Right ideals in a matrix ring 
Are there right ideals of $M_n(k)$ other than those of the form of zeroing one or more rows at a time? 

For example you can take first row to be zero and this is a right ideal. My question is are there ideals other than those of this form?
 A: Yes, for example
$$\begin{bmatrix}1&1\\1&1\end{bmatrix}M_2(k)=\left\{\begin{bmatrix}a&b\\a&b \end{bmatrix}\middle|\,a,b\in k\right\}$$
It has nonzero entries in all rows, but it is clearly not the entire ring.

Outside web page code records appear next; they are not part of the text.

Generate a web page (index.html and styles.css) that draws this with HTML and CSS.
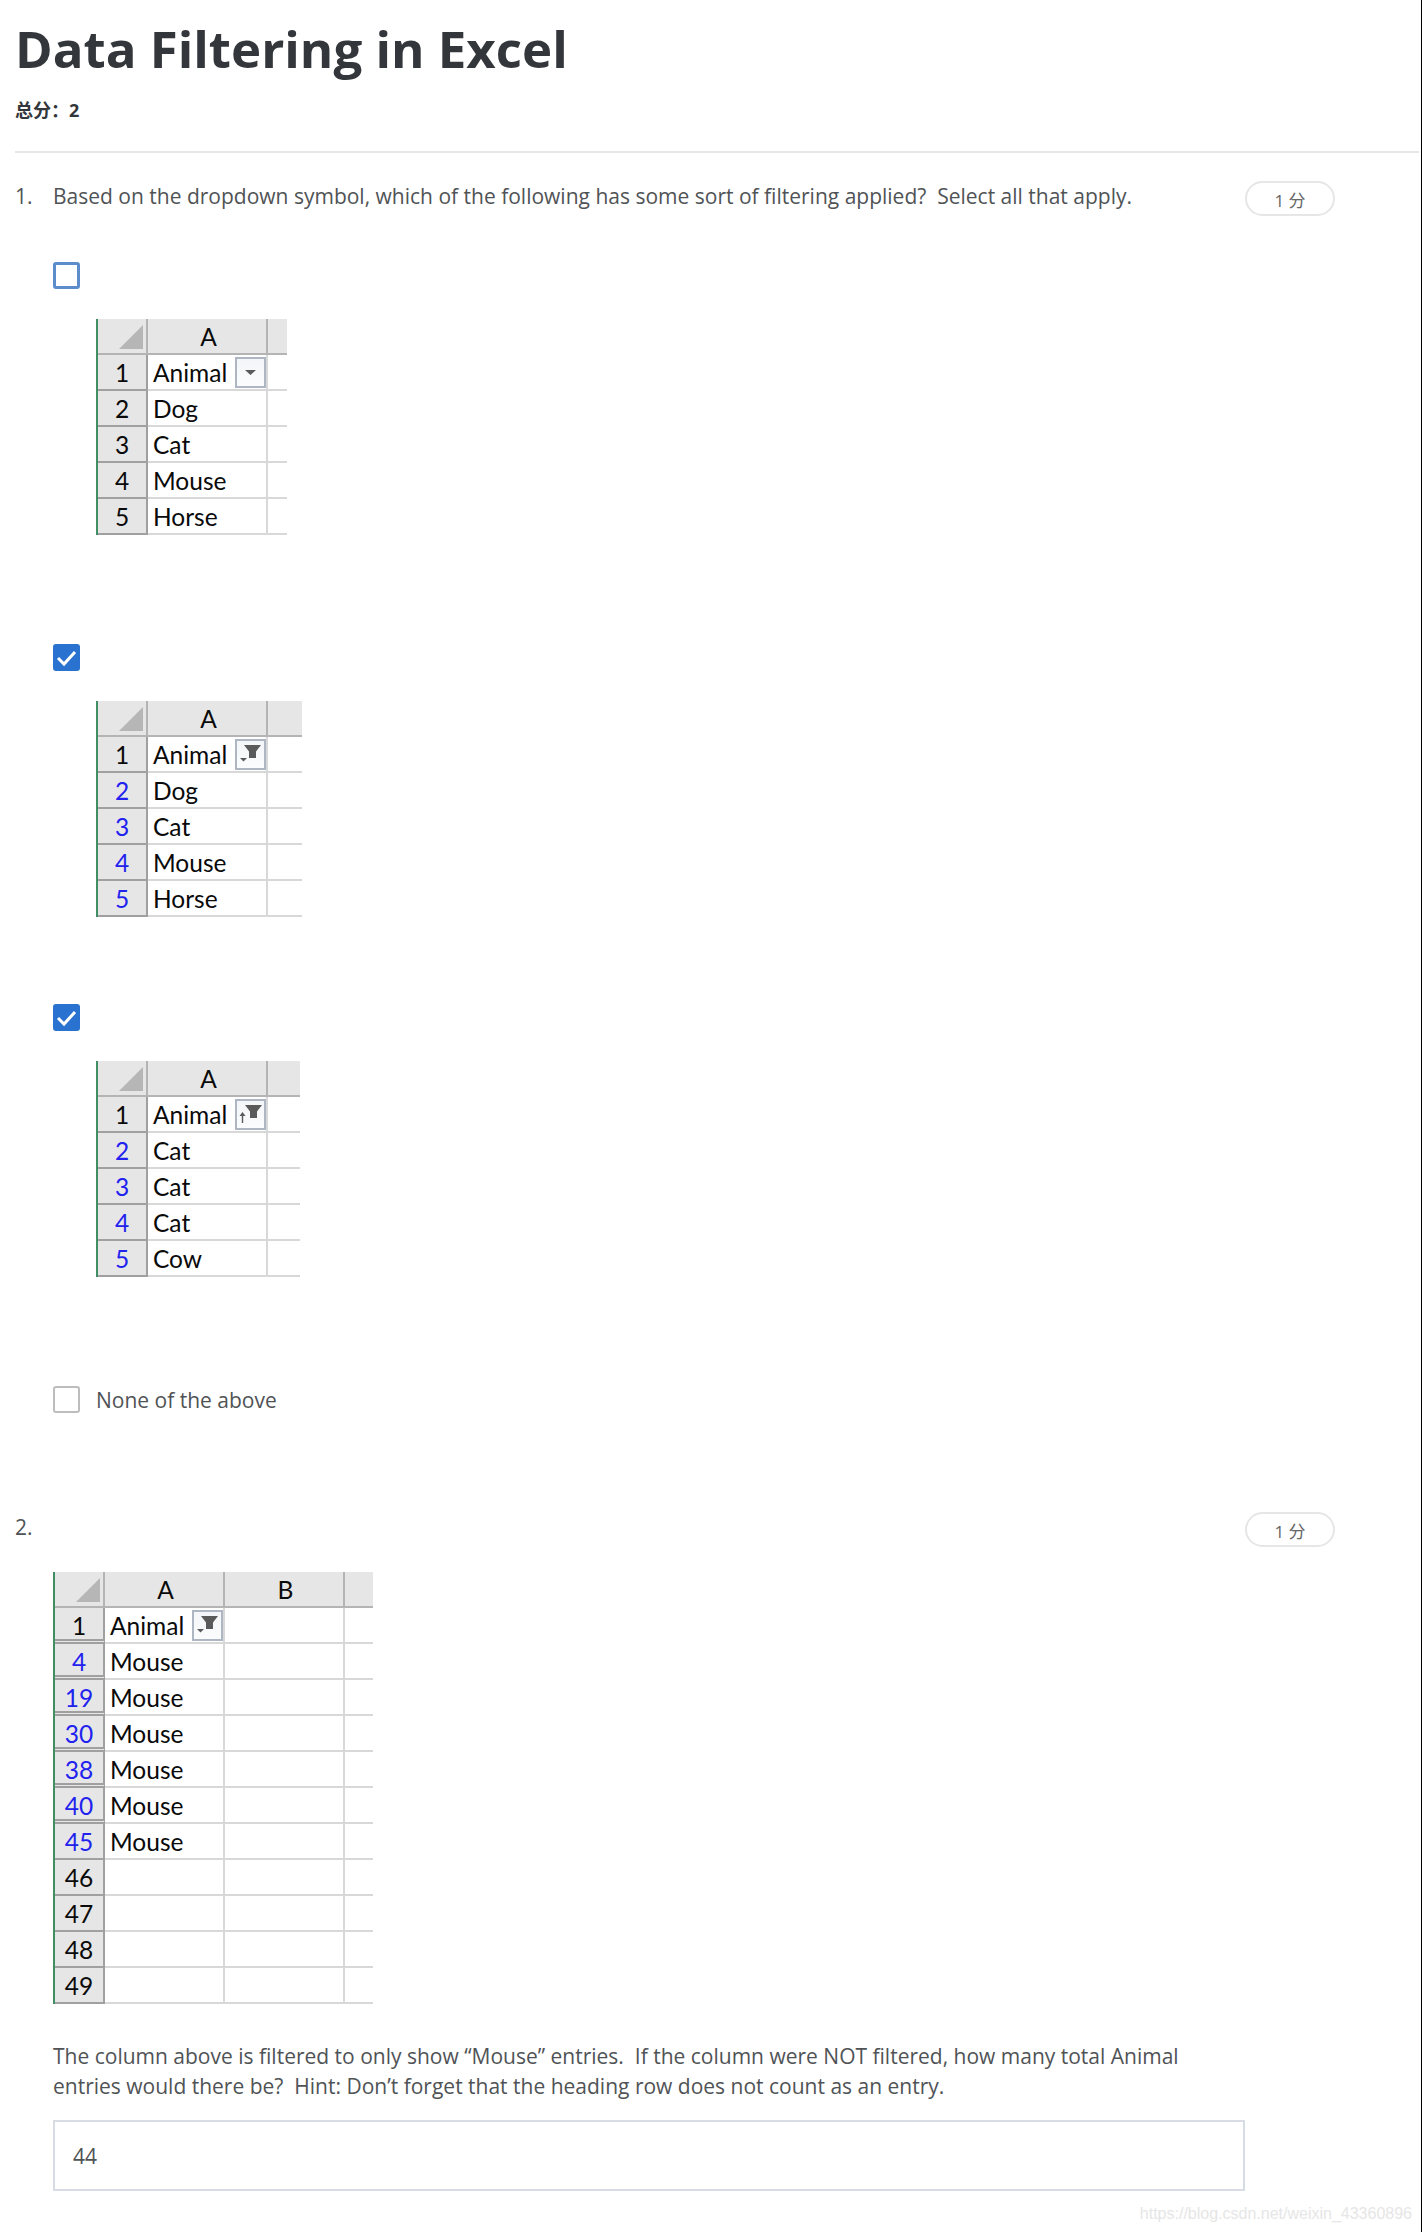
FILE: index.html
```html
<!DOCTYPE html>
<html lang="zh">
<head>
<meta charset="utf-8">
<title>Data Filtering in Excel</title>
<link rel="stylesheet" href="styles.css">
</head>
<body>
<main class="page">
  <header class="head">
    <h1 class="title">Data Filtering in Excel</h1>
    <p class="total">总分：2</p>
  </header>
  <hr class="rule">

  <section class="q">
    <div class="q-row">
      <span class="q-num">1.</span>
      <p class="q-text">Based on the dropdown symbol, which of the following has some sort of filtering applied?&nbsp; Select all that apply.</p>
      <span class="pill">1 分</span>
    </div>

    <div class="opt opt-a">
      <span class="cb cb-focus"></span>
      <div class="sheet sheet-a">
        <div class="cell corner"><svg class="tri" viewBox="0 0 24 24"><path d="M24 0V24H0Z"/></svg></div><div class="cell col">A</div><div class="cell col end"></div>
        <div class="cell rowh">1</div><div class="cell data">Animal<span class="fbtn"><svg viewBox="0 0 27 27"><path class="ico" d="M8 11h11l-5.500 5z"/></svg></span></div><div class="cell blank"></div>
        <div class="cell rowh">2</div><div class="cell data">Dog</div><div class="cell blank"></div>
        <div class="cell rowh">3</div><div class="cell data">Cat</div><div class="cell blank"></div>
        <div class="cell rowh">4</div><div class="cell data">Mouse</div><div class="cell blank"></div>
        <div class="cell rowh">5</div><div class="cell data">Horse</div><div class="cell blank"></div>
      </div>
    </div>

    <div class="opt opt-b">
      <span class="cb cb-on"><svg viewBox="0 0 27 27"><path d="M5 14l6 6L22 8" fill="none" stroke="#fff" stroke-width="3"/></svg></span>
      <div class="sheet sheet-b">
        <div class="cell corner"><svg class="tri" viewBox="0 0 24 24"><path d="M24 0V24H0Z"/></svg></div><div class="cell col">A</div><div class="cell col end"></div>
        <div class="cell rowh">1</div><div class="cell data">Animal<span class="fbtn"><svg viewBox="0 0 27 27"><path class="ico" d="M7 4h17l-5 6.500V17h-7v-6.500z"/><path class="ico" d="M3 17h7l-3.500 3.500z"/></svg></span></div><div class="cell blank"></div>
        <div class="cell rowh hit">2</div><div class="cell data">Dog</div><div class="cell blank"></div>
        <div class="cell rowh hit">3</div><div class="cell data">Cat</div><div class="cell blank"></div>
        <div class="cell rowh hit">4</div><div class="cell data">Mouse</div><div class="cell blank"></div>
        <div class="cell rowh hit">5</div><div class="cell data">Horse</div><div class="cell blank"></div>
      </div>
    </div>

    <div class="opt opt-c">
      <span class="cb cb-on"><svg viewBox="0 0 27 27"><path d="M5 14l6 6L22 8" fill="none" stroke="#fff" stroke-width="3"/></svg></span>
      <div class="sheet sheet-c">
        <div class="cell corner"><svg class="tri" viewBox="0 0 24 24"><path d="M24 0V24H0Z"/></svg></div><div class="cell col">A</div><div class="cell col end"></div>
        <div class="cell rowh">1</div><div class="cell data">Animal<span class="fbtn"><svg viewBox="0 0 27 27"><path class="ico" d="M8 4h17l-5 6.500V17h-7v-6.500z"/><path class="ico" d="M5.500 11l-3 4h2.300v7h1.400v-7h2.300z"/></svg></span></div><div class="cell blank"></div>
        <div class="cell rowh hit">2</div><div class="cell data">Cat</div><div class="cell blank"></div>
        <div class="cell rowh hit">3</div><div class="cell data">Cat</div><div class="cell blank"></div>
        <div class="cell rowh hit">4</div><div class="cell data">Cat</div><div class="cell blank"></div>
        <div class="cell rowh hit">5</div><div class="cell data">Cow</div><div class="cell blank"></div>
      </div>
    </div>

    <div class="opt-line">
      <span class="cb cb-off"></span>
      <span class="opt-label">None of the above</span>
    </div>
  </section>

  <section class="q q2">
    <div class="q-row">
      <span class="q-num">2.</span>
      <p class="q-text"></p>
      <span class="pill">1 分</span>
    </div>
    <div class="sheet sheet-d">
      <div class="cell corner"><svg class="tri" viewBox="0 0 24 24"><path d="M24 0V24H0Z"/></svg></div><div class="cell col">A</div><div class="cell col">B</div><div class="cell col end"></div>
      <div class="cell rowh gap">1</div><div class="cell data">Animal<span class="fbtn"><svg viewBox="0 0 27 27"><path class="ico" d="M7 4h17l-5 6.500V17h-7v-6.500z"/><path class="ico" d="M3 17h7l-3.500 3.500z"/></svg></span></div><div class="cell"></div><div class="cell blank"></div>
      <div class="cell rowh hit gap">4</div><div class="cell data">Mouse</div><div class="cell"></div><div class="cell blank"></div>
      <div class="cell rowh hit gap">19</div><div class="cell data">Mouse</div><div class="cell"></div><div class="cell blank"></div>
      <div class="cell rowh hit gap">30</div><div class="cell data">Mouse</div><div class="cell"></div><div class="cell blank"></div>
      <div class="cell rowh hit gap">38</div><div class="cell data">Mouse</div><div class="cell"></div><div class="cell blank"></div>
      <div class="cell rowh hit gap">40</div><div class="cell data">Mouse</div><div class="cell"></div><div class="cell blank"></div>
      <div class="cell rowh hit">45</div><div class="cell data">Mouse</div><div class="cell"></div><div class="cell blank"></div>
      <div class="cell rowh">46</div><div class="cell data"></div><div class="cell"></div><div class="cell blank"></div>
      <div class="cell rowh">47</div><div class="cell data"></div><div class="cell"></div><div class="cell blank"></div>
      <div class="cell rowh">48</div><div class="cell data"></div><div class="cell"></div><div class="cell blank"></div>
      <div class="cell rowh">49</div><div class="cell data"></div><div class="cell"></div><div class="cell blank"></div>
    </div>
    <p class="para">The column above is filtered to only show “Mouse” entries.&nbsp; If the column were NOT filtered, how many total Animal<br>entries would there be?&nbsp; Hint: Don’t forget that the heading row does not count as an entry.</p>
    <div class="answer">44</div>
  </section>
  <p class="mark">https://blog.csdn.net/weixin_43360896</p>
</main>
</body>
</html>
```
FILE: styles.css
```css
* { box-sizing: border-box; }
html, body { margin: 0; padding: 0; background: #fff; }
body {
  width: 1422px;
  height: 2232px;
  overflow: hidden;
  font-family: "Open Sans", "Noto Sans CJK SC", sans-serif;
  color: #505356;
  border-right: 1px solid #000;
}
.page { padding: 15px 2px 0 15px; position: relative; height: 100%; }

.title { margin: 0; font-size: 51px; line-height: 66px; font-weight: 700; color: #33363a; }
.total { margin: 17px 0 0; font-size: 18px; line-height: 24px; font-weight: 700; color: #33363a; }
.rule { margin: 29px 0 0; border: 0; height: 2px; background: #e6e6e6; }

.q { padding-top: 28px; }
.q-row { display: flex; align-items: flex-start; height: 35px; }
.q-num { width: 38px; font-size: 21px; line-height: 30px; }
.q-text { width: 1192px; margin: 0; font-size: 21px; line-height: 30px; }
.pill {
  width: 90px; height: 35px; border: 2px solid #e6e6e6; border-radius: 18px;
  display: flex; align-items: center; justify-content: center;
  padding-top: 2px;
  font-size: 17px; color: #666;
}

.opt { margin-left: 38px; }
.opt-a { margin-top: 46px; }
.opt-b { margin-top: 109px; }
.opt-c { margin-top: 87px; }
.cb { display: block; width: 27px; height: 27px; border-radius: 3px; flex: none; }
.cb svg { display: block; width: 27px; height: 27px; }
.cb-focus { border: 3px solid #5c8ccc; }
.cb-on { background: #2a72d0; }
.cb-off { border: 2px solid #bdbdbd; }

.opt-line { display: flex; align-items: center; gap: 16px; margin: 109px 0 0 38px; height: 27px; }
.opt-label { font-size: 21px; }

.sheet {
  display: grid;
  grid-auto-rows: 36px;
  margin: 30px 0 0 43px;
  border-left: 2px solid #3f8f63;
  font-family: Lato, "Open Sans", sans-serif;
  font-size: 24.5px;
  color: #0a0a0a;
}
.sheet-a { width: 191px; grid-template-columns: 50px 120px 19px; }
.sheet-b { width: 206px; grid-template-columns: 50px 120px 34px; }
.sheet-c { width: 204px; grid-template-columns: 50px 120px 32px; }
.sheet-d { width: 320px; grid-template-columns: 50px 120px 120px 28px; margin: 25px 0 0 38px; }

.cell { display: flex; align-items: center; border-right: 2px solid #d8d8d8; border-bottom: 2px solid #d8d8d8; }
.corner { background: #e6e6e6; border-color: #b4b4b4; justify-content: flex-end; padding: 5px 3px 3px 0; }
.tri { width: 24px; height: 24px; fill: #b6b6b6; display: block; }
.col { background: #e6e6e6; border-color: #b4b4b4; justify-content: center; padding-left: 3px; }
.rowh { background: #e6e6e6; border-right-color: #a0a0a0; border-bottom-color: #a0a0a0; justify-content: center; }
.hit { color: #2222ee; }
.gap { border-bottom: 5px double #a0a0a0; padding-top: 3px; }
.data { padding-left: 5px; justify-content: space-between; }
.blank, .end { border-right: 0; }

.fbtn {
  width: 31px; height: 31px;
  border: 2px solid #aeb6c3;
  background: linear-gradient(#f3f5f8, #fbfcfd);
  display: block;
}
.fbtn svg { display: block; width: 27px; height: 27px; }
.ico { fill: #5a5a5a; }

.para { margin: 37px 0 0 38px; font-size: 21px; line-height: 30px; }
.answer {
  margin: 19px 0 0 38px; width: 1192px; height: 71px;
  border: 2px solid #d8dce4;
  display: flex; align-items: center; padding-left: 18px;
  font-size: 21px;
}
.mark {
  position: absolute; right: 9px; top: 2204px; margin: 0;
  font-family: "Liberation Sans", sans-serif; font-size: 16px; line-height: 20px;
  color: #e6e6e6;
}
.q2 { padding-top: 99px; }
```
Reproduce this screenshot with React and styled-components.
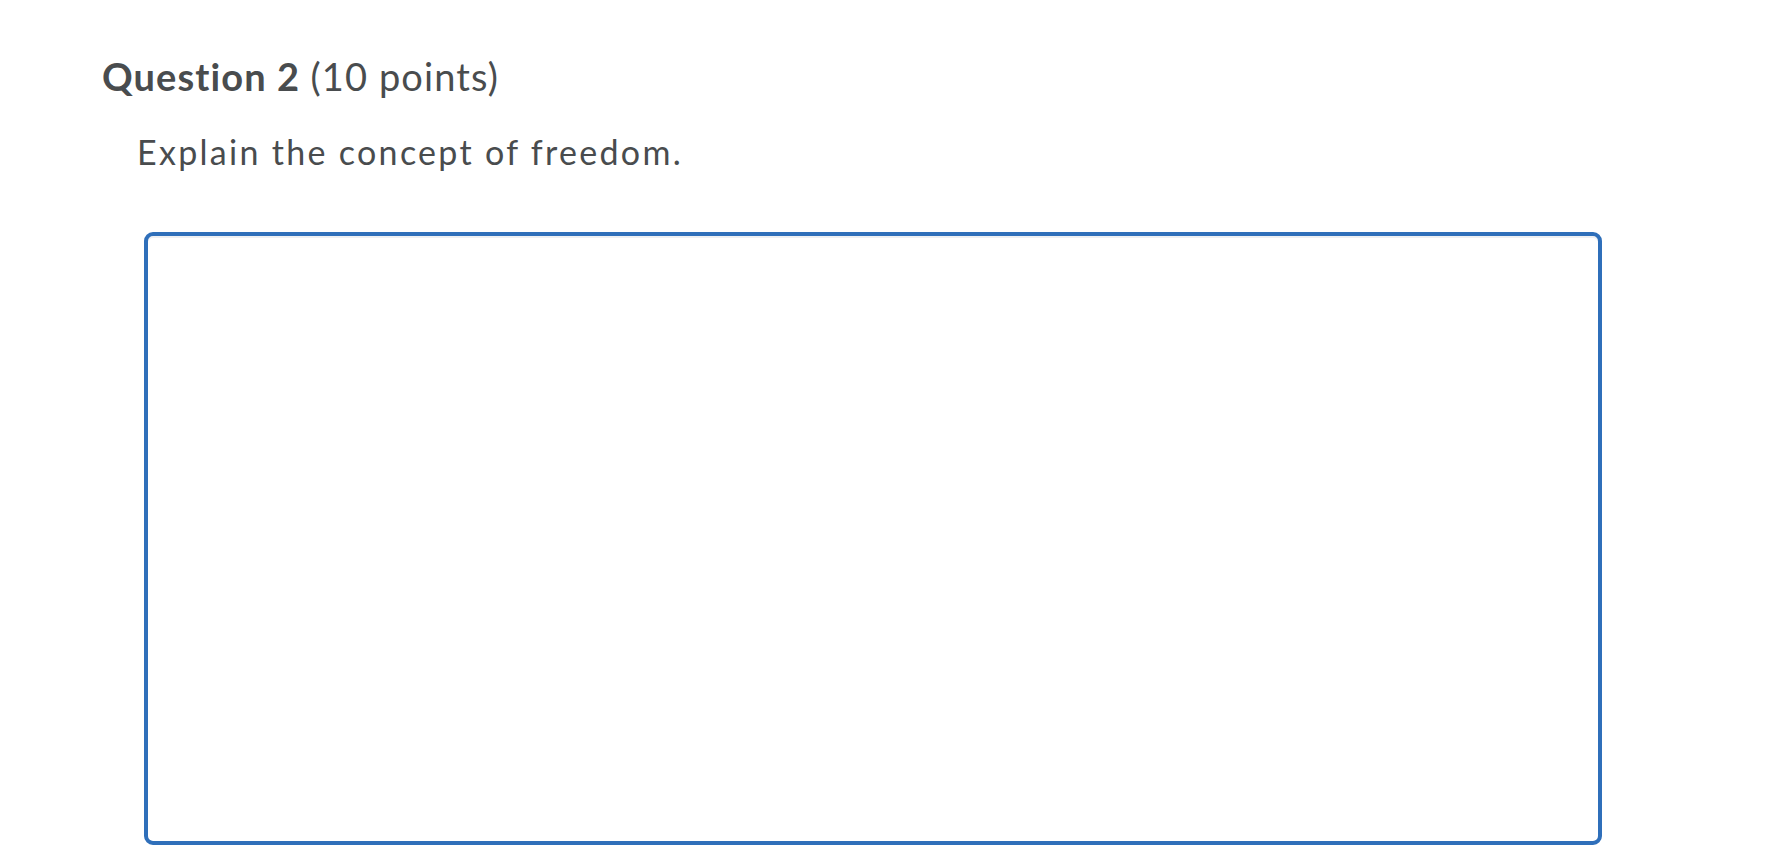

Another counting argument that works for infinite $k$: There are only $2^n$ possibilities for the ideals you're describing, but there are infinitely many right ideals if $k$ is infinite. (Even if $k$ is finite the example above shows that finiteness does not help.)
A: As a generalization of your example, let $W$ be a linear subspace of $k^n$.  Then the set of $n \times n$ matrices such that every column is in $W$, or equivalently, $\{ A \in M_n(k) \, | \, CS(A) \subseteq W \}$, is a right ideal of $M_n(k)$.  (The additivity, and containing 0, are fairly easy; for the right multiplication condition, use the fact that $CS(AB) \subseteq CS(A)$.)
In your example, $W$ is the subspace of vectors with the corresponding elements of the vector equal to 0.  And in rschwieb's example, $W$ is the span of $(1, 1)$.
In fact, it turns out that every right ideal of $M_n(k)$ is of this form for some subspace $W$.  The proof isn't conceptually hard (though it might possibly be cumbersome notation-wise).